If you’re an American you are likely infected, at least partly, with the disease of Moralistic Therapeutic Deism, a phrase coined by sociologist Christian Smith.  MTD is the belief, perhaps hidden under traditional Christian mores, that God’s job is to make you feel better about yourself and generally take your problems away.  Worry not!  Christianity is here to cure this disease, which is really a superstition, and Good Friday is a particularly good remedy.

It’s a custom in the South to plant a garden on Good Friday, especially potatoes.  Being far from the land, that might sound too “pleasant” a thing to do. It is pleasant in some ways, but there’s more too it.  It’s a fitting activity because there’s meaning in it.  We forget that nature has meaning, or that anything does.  Our surroundings are almost entirely man-made, which makes us think that meaning only comes to a thing when we assign it.  From the temperature in the room to the road we drive on to the sidewalk to the house to the screens and noise and “feeds” of social media – all of it is from man.  In the silence of a garden, with the recently worked and nude soil, God speaks.  Nature is not neutral ground.  It is a place where God speaks of goodness and beauty and death and life.  Putting potatoes in the dark tomb of the soil in hopes of resurrection and life from a cold dirty thing is an apt meditation.  Traditionally, the old timers say to make sure the potato’s “eyes are up” (potato eyes are the bud-like circles that sprout) and the cut side down (potatoes are cut in half and cured for planting to make more plants).  I think its partly because the sprouts will reach the sun first as it grows, but also because we place it in its earthen tomb with eyes toward heaven, like a man in his casket.  The cut side – the image of death – is down.  Laying in the tomb with eyes up is not an act of despair but of hope.

Christianity is not here to make you feel better about yourself.  Its here to make you yourself, meaning a creature in the image and likeness of God, to redeem you of your sin and bring you to the arms of a loving Father.  We often try to grab the tail of our problems but end up just being slung around.  Some of us even try to just be orthodox enough, to be “right,” and fail to be moved and changed in the love of God.  Our “eyes are up” not like a potato, but like the Pharisee who “prays thus to himself.”  Moralistic Therapeutic Deism grabs the tail of the wrong thing, and so does prideful orthodoxy, because our problem is within us.  In this sense, you don’t have problems.  You are the problem.

The entire world is external to us – none of it penetrates us truly.  It affects us, yes, but the inner man remains in turmoil only when he thinks that the world or the devil or the circumstances of life have the final say and define our being.  Our Lord does not teach this.  He says that when we love Him, He and His Father will be infused inside our very being and give us a life and peace that the world doesn’t even know, because its not of this world.  Our desire to grab the tail of our problems and either try to fix ourselves or ask God to make us feel better about ourselves – all of this misses the point.  Today is the day to lay down in the soil, to go to the tomb with Christ – to die – but to raise our eyes to heaven, like a potato, and expect the resurrection.

When you do rise – which you will (in Christ alone) – your problems will still be there.  God promises crosses and persecution, not soothing puppies and good feelings.  But when we rise, we will be reconciled to God, and in that we will have finally grasped the real problem.  That sin divides and separates us from the love and life of God, that is the problem.  Nothing else – not even our “best efforts” – will suffice.  We need the love of God, to dwell in Him and Him in us.

“Yes,” you might say, “but then God tells me to be perfect.  I can’t be perfect.  My problems are too large.”  But, as Jacques Maritain said, while summarizing the teachings of the mystics and St.

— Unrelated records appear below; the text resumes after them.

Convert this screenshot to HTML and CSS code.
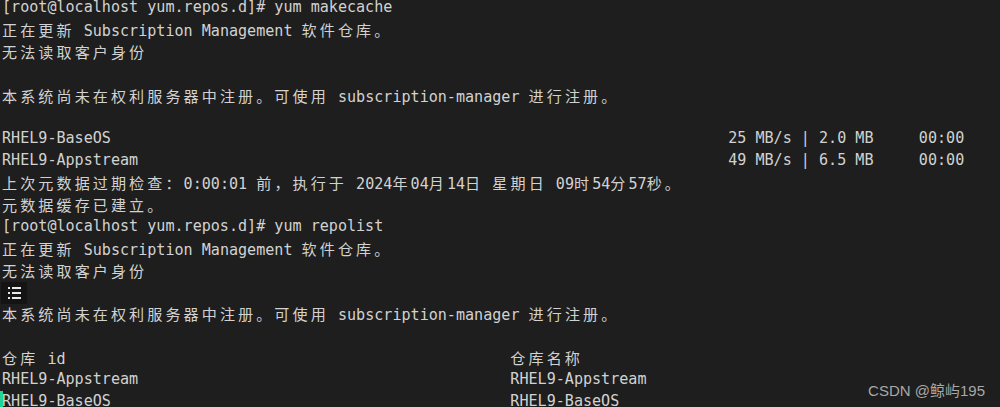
FILE: index.html
```html
<!DOCTYPE html>
<html lang="zh-CN">
<head>
  <meta charset="UTF-8">
  <title>yum repolist</title>
  <link rel="stylesheet" href="styles.css">
</head>
<body>

<div class="term">
  <div class="line">[root@localhost yum.repos.d]# yum makecache</div>
  <div class="line"><span class="w">正在更新</span> Subscription Management <span class="w">软件仓库。</span></div>
  <div class="line"><span class="w">无法读取客户身份</span></div>
  <div class="line"></div>
  <div class="line"><span class="w">本系统尚未在权利服务器中注册。可使用</span> subscription-manager <span class="w">进行注册。</span></div>
  <div class="line"></div>
  <div class="line cols dl"><span>RHEL9-BaseOS</span><span>25 MB/s | 2.0 MB     00:00</span></div>
  <div class="line cols dl"><span>RHEL9-Appstream</span><span>49 MB/s | 6.5 MB     00:00</span></div>
  <div class="line"><span class="w">上次元数据过期检查：</span>0:00:01 <span class="w">前，执行于</span> 2024<span class="w">年</span>04<span class="w">月</span>14<span class="w">日</span> <span class="w">星期日</span> 09<span class="w">时</span>54<span class="w">分</span>57<span class="w">秒。</span></div>
  <div class="line"><span class="w">元数据缓存已建立。</span></div>
  <div class="line">[root@localhost yum.repos.d]# yum repolist</div>
  <div class="line"><span class="w">正在更新</span> Subscription Management <span class="w">软件仓库。</span></div>
  <div class="line"><span class="w">无法读取客户身份</span></div>
  <div class="line icon-line">
    <span class="list-btn">
      <svg width="26" height="22" viewBox="0 0 26 22">
        <g fill="#e8e8e8">
          <rect x="7" y="5" width="2" height="2"/>
          <rect x="11" y="5" width="9" height="2"/>
          <rect x="7" y="10" width="2" height="2"/>
          <rect x="11" y="10" width="9" height="2"/>
          <rect x="7" y="15" width="2" height="2"/>
          <rect x="11" y="15" width="9" height="2"/>
        </g>
      </svg>
    </span>
  </div>
  <div class="line"><span class="w">本系统尚未在权利服务器中注册。可使用</span> subscription-manager <span class="w">进行注册。</span></div>
  <div class="line"></div>
  <div class="line cols repo"><span><span class="w">仓库</span> id</span><span class="w">仓库名称</span></div>
  <div class="line cols repo"><span>RHEL9-Appstream</span><span>RHEL9-Appstream</span></div>
  <div class="line cols repo"><span>RHEL9-BaseOS</span><span>RHEL9-BaseOS</span></div>
</div>

<div class="cursor"></div>
<div class="mark">CSDN @鲸屿195</div>

</body>
</html>
```

FILE: styles.css
```css
html, body {
  margin: 0;
  padding: 0;
  height: 100%;
  overflow: hidden;
}

body {
  background-color: #1e1e1e;
  color: #d2d2d2;
  font-family: "DejaVu Sans Mono", "Noto Sans CJK SC", monospace;
  font-size: 15.09px;
  position: relative;
}

.term {
  margin-top: -3px;
  padding-left: 2px;
}

.line {
  height: 21.9px;
  line-height: 21.9px;
  white-space: pre;
}

.icon-line {
  white-space: normal;
  margin-left: -1px;
}

/* CJK glyphs take two cells */
.w {
  font-family: "Noto Sans CJK SC", sans-serif;
  letter-spacing: 3.08px;
}

.cols { display: grid; }
.dl { grid-template-columns: 80ch 1fr; }
.repo { grid-template-columns: 56ch 1fr; }

.list-btn {
  display: inline-block;
  vertical-align: top;
  width: 26px;
  height: 22px;
  background-color: #141414;
}

.list-btn svg { display: block; }

.cursor {
  position: absolute;
  left: 0;
  bottom: 0;
  width: 3px;
  height: 16px;
  background-color: #1fd49a;
}

.mark {
  position: absolute;
  right: 15px;
  top: 379px;
  font-family: "Liberation Sans", "Noto Sans CJK SC", sans-serif;
  font-size: 15px;
  color: #a8a8a8;
}
```
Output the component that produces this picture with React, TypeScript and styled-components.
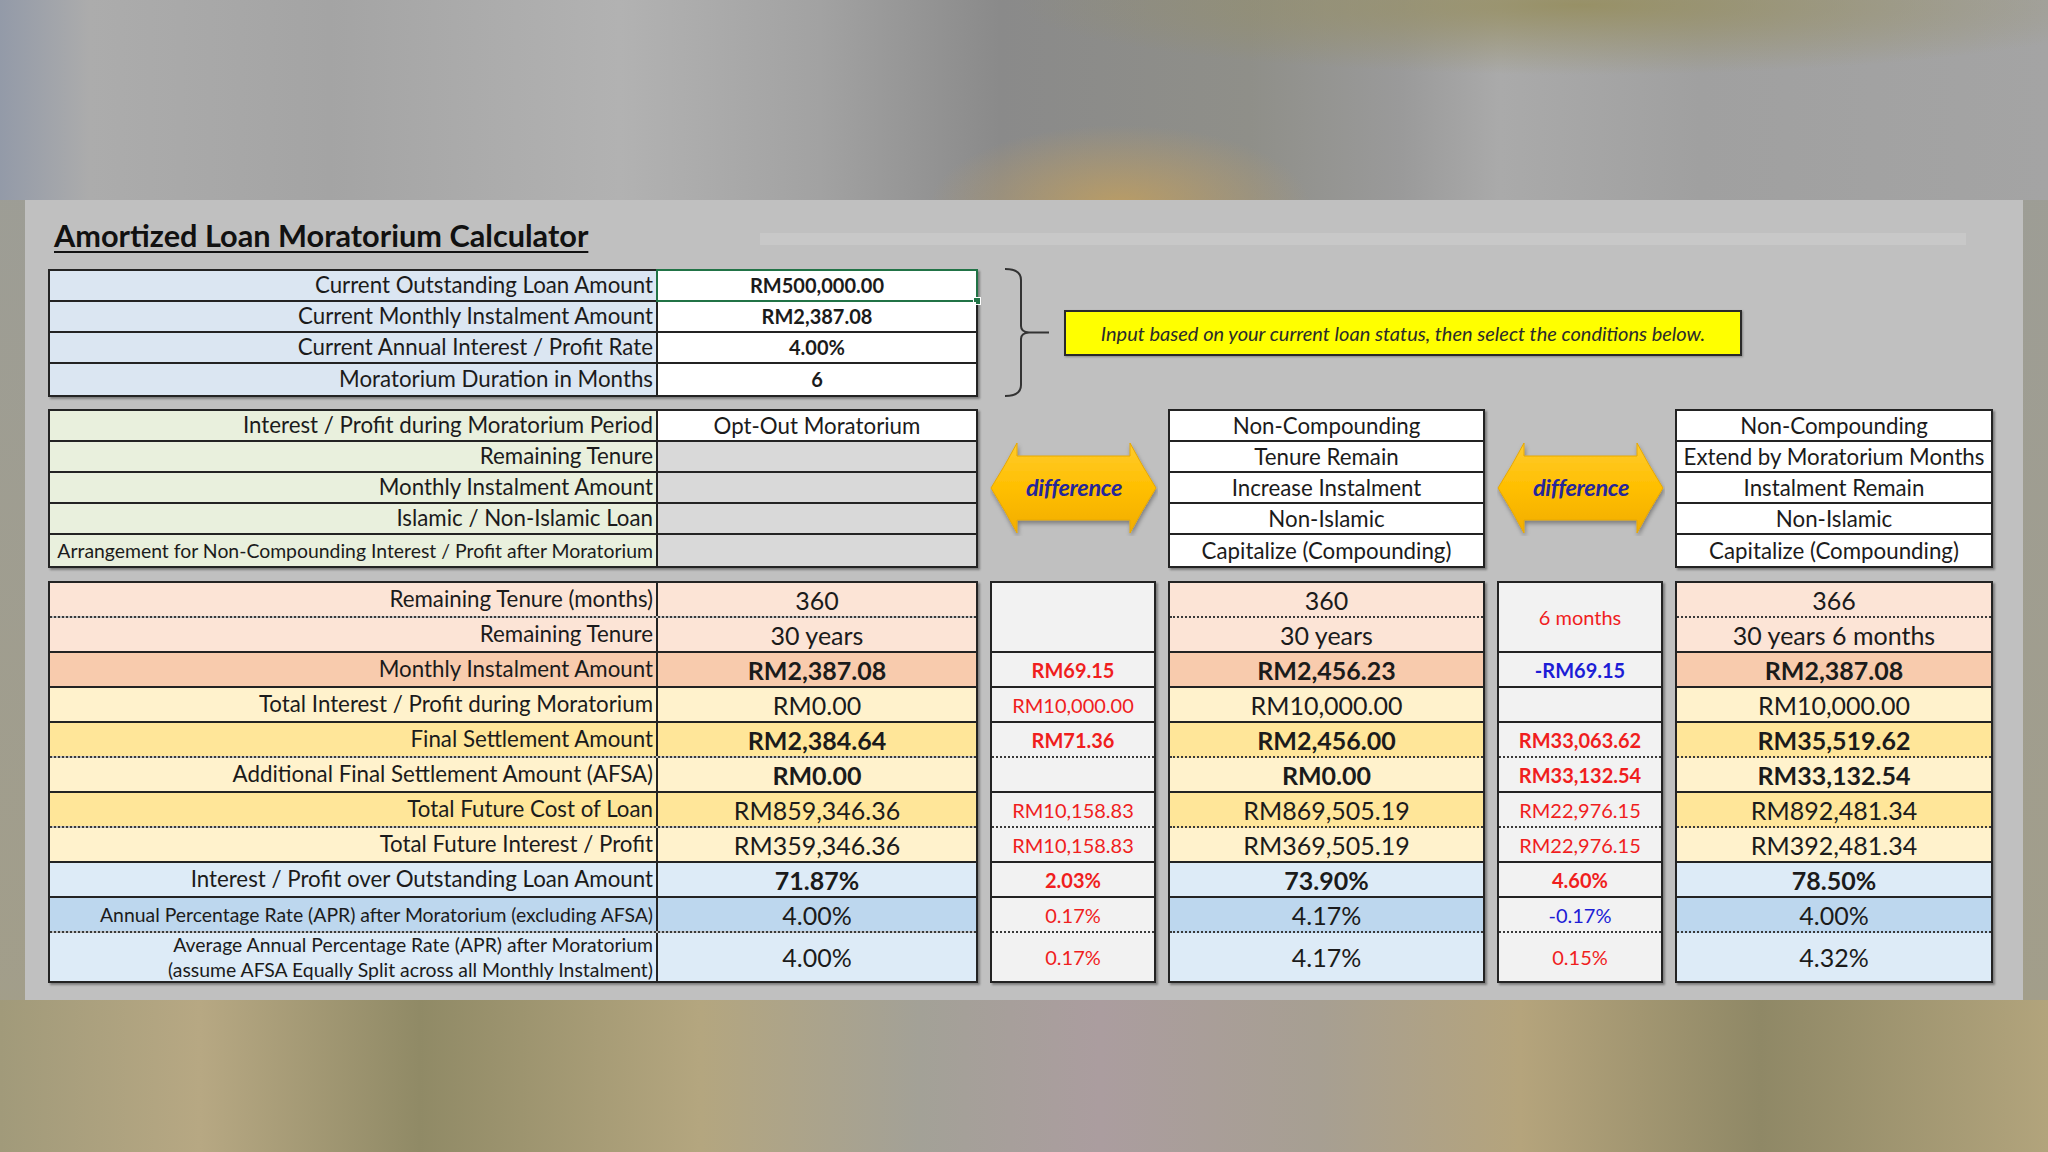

Thomas, “Perfection is not a mathematical point.”  There’s not a measurable threshold of perfection to cross.  God and His love are both the ends and the means of the perfect life, so to love Him and seek Him – to begin – is to have, in a sense, “reached” perfection.  To do anything else is to be imperfect.  “What is prescribed in the precept [to be perfect] is to tend toward perfection as to an end,” Maritain says, “and when one has begun to make his way towards it he is already accomplishing the precept…”

Laying humble in the soil, like a potato, with your eyes toward heaven has not only put you on a path to meet up with perfection, but has put you within the eyes of Perfection, the gaze of your loving Father.  Today we place Christ in the tomb liturgically, and we can lay down with him in hope.  Let go of trying to fix yourself and place your hope in the one who concurred death on this day of death.